Additional Considerations:
- Service Discovery: Tools like Consul or Eureka for services to dynamically discover each other.
- Load Balancing: Distributes incoming traffic across multiple instances of a service for better load management.
- Data Synchronization: Events and messaging systems like Apache Kafka or RabbitMQ to ensure data consistency across services.
- Monitoring and Logging: Centralized logging with ELK Stack (Elasticsearch, Logstash, Kibana) and monitoring using Prometheus or Grafana.
In this e-commerce platform, each microservice is focused on a specific business capability, making the system more scalable, maintainable, and agile. The independence of services allows for faster development cycles, easier deployment, and better fault isolation. However, this architecture also introduces complexities in terms of service communication, data consistency, and system monitoring, requiring robust design and operational strategies.
Monolithic vs Microservices: Key Differences
- Modularity: Monolithic applications are tightly coupled and unified, while microservices are highly modular and loosely coupled.
- Development and Maintenance: Monoliths can be simpler to develop initially but harder to manage as they grow. Microservices are more complex to develop and maintain but offer better agility and flexibility.
- Scalability and Performance: Microservices offer fine-grained scalability, while scaling monolithic applications can be less efficient.
- Technology Stack: Monolithic applications tend to be limited to a single technology stack, whereas microservices can leverage multiple technologies.
- Deployment and Continuous Integration: Continuous deployment is more complex in microservices due to the distributed nature of the architecture. In contrast, monoliths are straightforward to deploy but can have longer and riskier deployment cycles.

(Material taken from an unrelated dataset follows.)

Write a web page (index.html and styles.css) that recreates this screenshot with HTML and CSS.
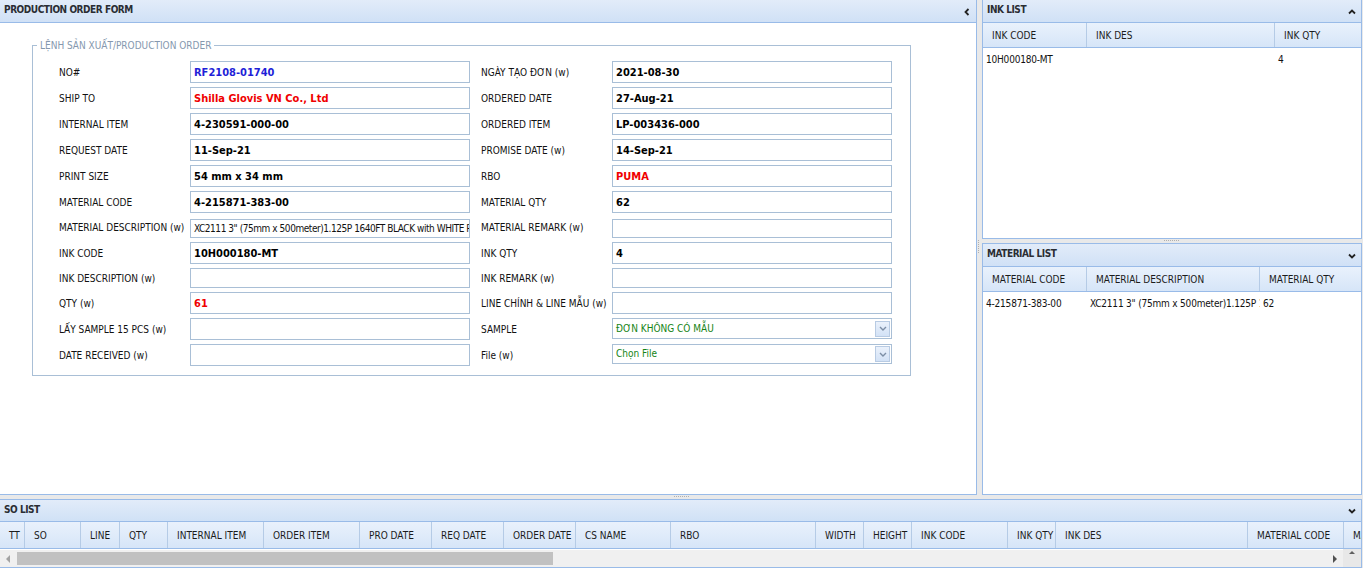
FILE: index.html
```html
<!DOCTYPE html>
<html lang="vi">
<head>
<meta charset="utf-8">
<title>Production Order Form</title>
<link rel="stylesheet" href="styles.css">
</head>
<body>
<div class="app">
  <div class="top">
    <section class="panel form-panel">
      <header class="ph">
        <span class="pt">PRODUCTION ORDER FORM</span>
        <svg class="tool" width="8" height="8" viewBox="0 0 8 8"><path d="M5.5 1 L2.5 4 L5.5 7" fill="none" stroke="#222" stroke-width="1.8"/></svg>
      </header>
      <div class="form-body">
        <fieldset class="fs">
          <legend class="lg">LỆNH SẢN XUẤT/PRODUCTION ORDER</legend>
          <div class="fgrid">
            <span class="lb">NO#</span><div class="inp v blue">RF2108-01740</div>
            <span class="lb lb2">NGÀY TẠO ĐƠN (w)</span><div class="inp v">2021-08-30</div>

            <span class="lb">SHIP TO</span><div class="inp v red">Shilla Glovis VN Co., Ltd</div>
            <span class="lb lb2">ORDERED DATE</span><div class="inp v">27-Aug-21</div>

            <span class="lb">INTERNAL ITEM</span><div class="inp v">4-230591-000-00</div>
            <span class="lb lb2">ORDERED ITEM</span><div class="inp v">LP-003436-000</div>

            <span class="lb">REQUEST DATE</span><div class="inp v">11-Sep-21</div>
            <span class="lb lb2">PROMISE DATE (w)</span><div class="inp v">14-Sep-21</div>

            <span class="lb">PRINT SIZE</span><div class="inp v">54 mm x 34 mm</div>
            <span class="lb lb2">RBO</span><div class="inp v red">PUMA</div>

            <span class="lb">MATERIAL CODE</span><div class="inp v">4-215871-383-00</div>
            <span class="lb lb2">MATERIAL QTY</span><div class="inp v">62</div>

            <span class="lb">MATERIAL DESCRIPTION (w)</span><div class="inp thin tight">XC2111 3" (75mm x 500meter)1.125P 1640FT BLACK with WHITE PLAIN CORE</div>
            <span class="lb lb2">MATERIAL REMARK (w)</span><div class="inp thin"></div>

            <span class="lb">INK CODE</span><div class="inp v">10H000180-MT</div>
            <span class="lb lb2">INK QTY</span><div class="inp v">4</div>

            <span class="lb">INK DESCRIPTION (w)</span><div class="inp"></div>
            <span class="lb lb2">INK REMARK (w)</span><div class="inp"></div>

            <span class="lb">QTY (w)</span><div class="inp v red">61</div>
            <span class="lb lb2">LINE CHÍNH &amp; LINE MẪU (w)</span><div class="inp"></div>

            <span class="lb">LẤY SAMPLE 15 PCS (w)</span><div class="inp"></div>
            <span class="lb lb2">SAMPLE</span>
            <div class="inp sel s1"><span class="st">ĐƠN KHÔNG CÓ MẪU</span><span class="trig"><svg width="8" height="5" viewBox="0 0 8 5"><path d="M1 1 L4 4 L7 1" fill="none" stroke="#7c8ea5" stroke-width="1.4"/></svg></span></div>

            <span class="lb">DATE RECEIVED (w)</span><div class="inp"></div>
            <span class="lb lb2">File (w)</span>
            <div class="inp sel s2"><span class="st">Chọn File</span><span class="trig"><svg width="8" height="5" viewBox="0 0 8 5"><path d="M1 1 L4 4 L7 1" fill="none" stroke="#7c8ea5" stroke-width="1.4"/></svg></span></div>
          </div>
        </fieldset>
      </div>
    </section>

    <div class="vsplit"><span class="grip-v"></span></div>

    <div class="side">
      <section class="panel ink">
        <header class="ph">
          <span class="pt">INK LIST</span>
          <svg class="tool" width="8" height="8" viewBox="0 0 8 8"><path d="M1 5.5 L4 2.5 L7 5.5" fill="none" stroke="#222" stroke-width="1.8"/></svg>
        </header>
        <div class="gh">
          <span class="hc w104">INK CODE</span>
          <span class="hc w188">INK DES</span>
          <span class="hc grow">INK QTY</span>
        </div>
        <div class="gr">
          <span class="dc w104">10H000180-MT</span>
          <span class="dc w188"></span>
          <span class="dc grow">4</span>
        </div>
      </section>

      <div class="split-s"><span class="grip-h"></span></div>

      <section class="panel mat">
        <header class="ph">
          <span class="pt">MATERIAL LIST</span>
          <svg class="tool" width="8" height="8" viewBox="0 0 8 8"><path d="M1 2.5 L4 5.5 L7 2.5" fill="none" stroke="#222" stroke-width="1.8"/></svg>
        </header>
        <div class="gh">
          <span class="hc w104">MATERIAL CODE</span>
          <span class="hc w173">MATERIAL DESCRIPTION</span>
          <span class="hc grow">MATERIAL QTY</span>
        </div>
        <div class="gr">
          <span class="dc w104">4-215871-383-00</span>
          <span class="dc w173">XC2111 3" (75mm x 500meter)1.125P 1640FT BLACK</span>
          <span class="dc grow">62</span>
        </div>
      </section>
    </div>
  </div>

  <div class="split-m"><span class="grip-h"></span></div>

  <section class="panel so">
    <header class="ph so-h">
      <span class="pt">SO LIST</span>
      <svg class="tool" width="8" height="8" viewBox="0 0 8 8"><path d="M1 2.5 L4 5.5 L7 2.5" fill="none" stroke="#222" stroke-width="1.8"/></svg>
    </header>
    <div class="gh so-gh">
      <span class="hc c25">TT</span>
      <span class="hc c56">SO</span>
      <span class="hc c39">LINE</span>
      <span class="hc c48">QTY</span>
      <span class="hc c96">INTERNAL ITEM</span>
      <span class="hc c96">ORDER ITEM</span>
      <span class="hc c72">PRO DATE</span>
      <span class="hc c72">REQ DATE</span>
      <span class="hc c72">ORDER DATE</span>
      <span class="hc c95">CS NAME</span>
      <span class="hc c145">RBO</span>
      <span class="hc c48">WIDTH</span>
      <span class="hc c48">HEIGHT</span>
      <span class="hc c96">INK CODE</span>
      <span class="hc c48">INK QTY</span>
      <span class="hc c192">INK DES</span>
      <span class="hc c96">MATERIAL CODE</span>
      <span class="hc grow">MATERIAL DESCRIPTION</span>
    </div>
    <div class="so-body">
      <div class="so-main">
        <div class="hscroll">
          <span class="arr"><svg width="5" height="8" viewBox="0 0 5 8"><path d="M4 0 L0 4 L4 8 Z" fill="#a3a3a3"/></svg></span>
          <span class="thumb"></span>
          <span class="track"></span>
          <span class="arr"><svg width="5" height="8" viewBox="0 0 5 8"><path d="M1 0 L5 4 L1 8 Z" fill="#505050"/></svg></span>
        </div>
      </div>
      <div class="vscroll"><svg width="6" height="3" viewBox="0 0 6 3"><path d="M0 3 L3 0 L6 3 Z" fill="#606060"/></svg></div>
    </div>
  </section>
</div>
</body>
</html>
```
FILE: styles.css
```css
html, body {
  margin: 0;
  padding: 0;
}
body {
  width: 1363px;
  height: 568px;
  overflow: hidden;
  background: #e9e9e9;
  font-family: "DejaVu Sans Condensed", "DejaVu Sans", sans-serif;
  font-size: 10px;
  color: #151515;
}
.app {
  display: flex;
  flex-direction: column;
  height: 568px;
}
.top {
  display: flex;
  height: 495px;
  flex: none;
}
.panel {
  background: #fff;
  border: 1px solid #99bbe8;
  box-sizing: border-box;
  display: flex;
  flex-direction: column;
  overflow: hidden;
}
.form-panel {
  width: 977px;
  border-left: 0;
  border-top: 0;
}
.ph {
  flex: none;
  height: 23px;
  box-sizing: border-box;
  border-bottom: 1px solid #99bbe8;
  background: linear-gradient(#e2ecf9, #d0e1f6);
  display: flex;
  align-items: center;
  justify-content: space-between;
  padding: 0 5px 3px 4px;
  font-weight: bold;
  color: #2a2d33;
  letter-spacing: -0.45px;
}
.ph .tool {
  margin-top: 4px;
}
.so-h {
  height: 22px;
}
.tool {
  display: block;
}
.form-body {
  flex: 1;
  padding: 16px 0 0 32px;
}
.fs {
  margin: 0;
  width: 879px;
  box-sizing: border-box;
  border: 1px solid #a9bfd6;
  padding: 9px 18px 9px 0;
}
.lg {
  margin-left: 4px;
  padding: 0 3px;
  line-height: 13px;
  color: #8598ae;
}
.fgrid {
  display: grid;
  padding-left: 26px;
  grid-template-columns: 131px 280px 142px 280px;
  grid-template-rows: 22px 22px 22px 22px 22px 22px 21px 22px 20px 22px 22px 22px;
  row-gap: 4px;
}
.lb {
  display: flex;
  align-items: center;
  white-space: nowrap;
  color: #111;
}
.lb2 {
  padding-left: 11px;
}
.inp {
  box-sizing: border-box;
  border: 1px solid #a9bfd6;
  background: #fff;
  padding: 0 3px;
  display: flex;
  align-items: center;
  white-space: nowrap;
  overflow: hidden;
  color: #111;
}
.v {
  font-weight: bold;
  font-size: 11px;
  color: #000;
}
.blue {
  color: #1f1fd8;
}
.red {
  color: #f00000;
}
.thin {
  height: 19px;
  align-self: end;
}
.tight {
  letter-spacing: -0.45px;
}
.sel {
  padding-right: 1px;
  justify-content: space-between;
  color: #158415;
}
.s1 {
  height: 21px;
}
.s2 {
  height: 20px;
}
.st {
  line-height: 16px;
  white-space: nowrap;
}
.trig {
  width: 15px;
  height: 16px;
  box-sizing: border-box;
  border: 1px solid #b8cbe3;
  background: linear-gradient(#eaf1fb, #d3e2f6);
  display: flex;
  align-items: center;
  justify-content: center;
  flex: none;
}
.vsplit {
  width: 5px;
  position: relative;
  flex: none;
}
.grip-v {
  position: absolute;
  left: 1px;
  top: 240px;
  width: 1px;
  height: 14px;
  background: repeating-linear-gradient(180deg, #b0b0b0 0 1px, transparent 1px 2px);
}
.side {
  width: 380px;
  display: flex;
  flex-direction: column;
  flex: none;
}
.ink {
  height: 239px;
  border-top: 0;
  flex: none;
}
.split-s, .split-m {
  height: 4px;
  position: relative;
  flex: none;
}
.grip-h {
  position: absolute;
  top: 1px;
  left: 50%;
  margin-left: -8px;
  width: 16px;
  height: 1px;
  background: repeating-linear-gradient(90deg, #b0b0b0 0 1px, transparent 1px 2px);
}
.mat {
  flex: 1;
}
.gh {
  flex: none;
  display: flex;
  height: 24px;
  border-bottom: 1px solid #99bbe8;
  background: linear-gradient(#e9f1fc, #d6e5f8);
}
.hc {
  box-sizing: border-box;
  border-right: 1px solid #b5cbe6;
  padding-left: 9px;
  display: flex;
  align-items: center;
  white-space: nowrap;
  overflow: hidden;
  color: #1b1b1b;
  flex: none;
}
.grow {
  flex: 1;
  border-right: 0;
}
.w104 { width: 104px; }
.w188 { width: 188px; }
.w173 { width: 173px; }
.c25 { width: 25px; }
.c39 { width: 39px; }
.c48 { width: 48px; }
.c56 { width: 56px; }
.c72 { width: 72px; }
.c95 { width: 95px; }
.c96 { width: 96px; }
.c145 { width: 145px; }
.c192 { width: 192px; }
.gr {
  display: flex;
  height: 22px;
  align-items: center;
}
.dc {
  box-sizing: border-box;
  padding-left: 3px;
  white-space: nowrap;
  overflow: hidden;
  flex: none;
  color: #111;
  letter-spacing: -0.2px;
}
.so {
  flex: 1;
  width: 1362px;
  border-left: 0;
}
.so-gh {
  height: 26px;
}
.so-body {
  flex: 1;
  display: flex;
}
.so-main {
  flex: 1;
  padding-top: 1px;
}
.hscroll {
  height: 17px;
  background: #f0f0f0;
  display: flex;
  align-items: center;
}
.arr {
  width: 17px;
  height: 17px;
  display: flex;
  align-items: center;
  justify-content: center;
  flex: none;
}
.thumb {
  width: 536px;
  height: 13px;
  background: #c1c1c1;
  flex: none;
}
.track {
  flex: 1;
}
.vscroll {
  width: 18px;
  background: #e8e8e8;
  display: flex;
  justify-content: center;
  padding-top: 2px;
  box-sizing: border-box;
  align-items: flex-start;
}
.vscroll svg {
  display: block;
}
```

- Resilience: Microservices are more resilient to failures (one service failure doesn't bring down the entire application), whereas monoliths are more vulnerable to system-wide failures.
Conclusion
Microservices represent a shift from traditional monolithic architecture, offering flexibility, scalability, and speed of development. They are particularly well-suited for complex, large-scale applications and organizations that aim to accelerate delivery and adopt agile methodologies. However, they require careful design, sophisticated DevOps practices, and robust monitoring and testing strategies to manage their complexity effectively.